There is not one sinner ever for whom Jesus did not pay. Jesus taught the crowds that followed Him, “Just
as Moses lifted up the snake in the wilderness, so the Son of Man must be
lifted up, so that everyone who believes in him shall not perish but have
eternal life. For God so loved the world that he gave
his only-begotten Son, that whoever believes in him shall not perish, but have
eternal life.” (John
3:14-16) Jesus was sacrificed for the
world, for every person, for every sinner, ever.
The final argument in the
teaching of election is Jesus’ explanation: “I and the Father are one.” Now, some have used this statement to falsely
teach that Jesus was saying there is only one person of God, but that doesn’t
fit what He says. Though each are a separate
person, Jesus and the Father, along with the Holy Spirit, are one true God, of
one substance, with one goal, one mindset, and a single commitment to save
sinners through faith in the Son.
Because He loves the
Father and loves and does only what His Father desires, Jesus restored the
peace with God that Adam and Eve had enjoyed before their fall into sin. Likewise, because Jesus is the new Adam (or new
Man) who restored perfect harmony between God and the human race, Jesus
continues to do everything needed to keep the sheep of His flock in perfect
fellowship with God, interceding for us with His Father, and turning away the
devil’s accusations, so that our sins and guilt can never separate us from
God’s love.
Through Jesus, the record
of our guilt has been washed clean. What
remains is the righteousness Jesus lived for us and those things the Spirit has
worked in us to believe and do.
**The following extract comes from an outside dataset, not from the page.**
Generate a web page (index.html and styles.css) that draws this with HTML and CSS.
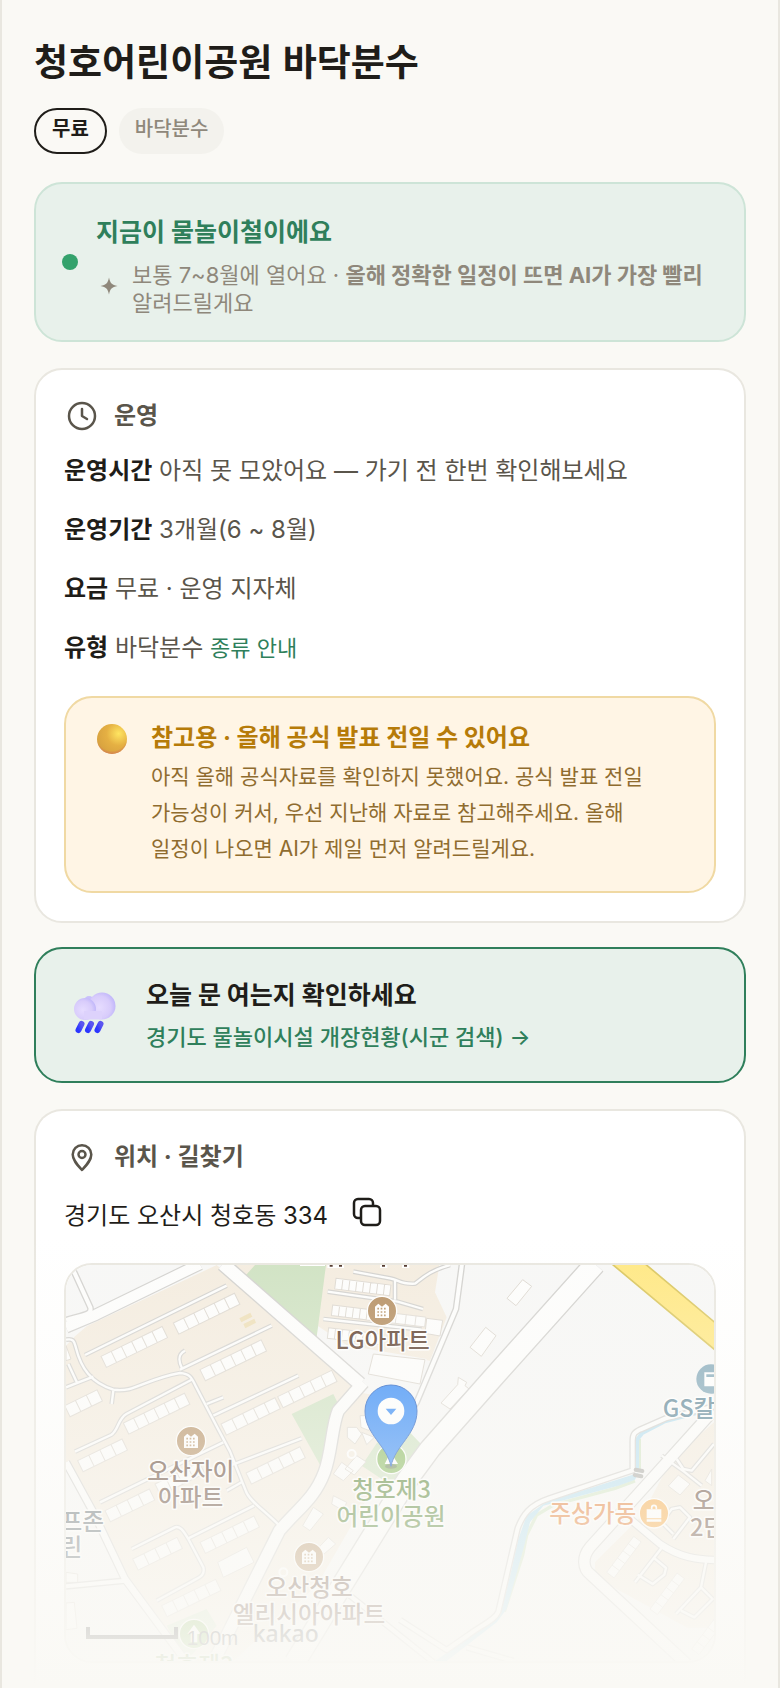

What
gives us true everlasting peace and joy is that the Father and Son are One in
working forgiveness and salvation for all who will believe because God the
Father chose you for eternal life. Amen.
May
our Lord Jesus Christ himself and God our Father, who loved us and in his grace
gave us eternal encouragement and good hope, encourage your hearts and
establish you in every good work and word. Amen.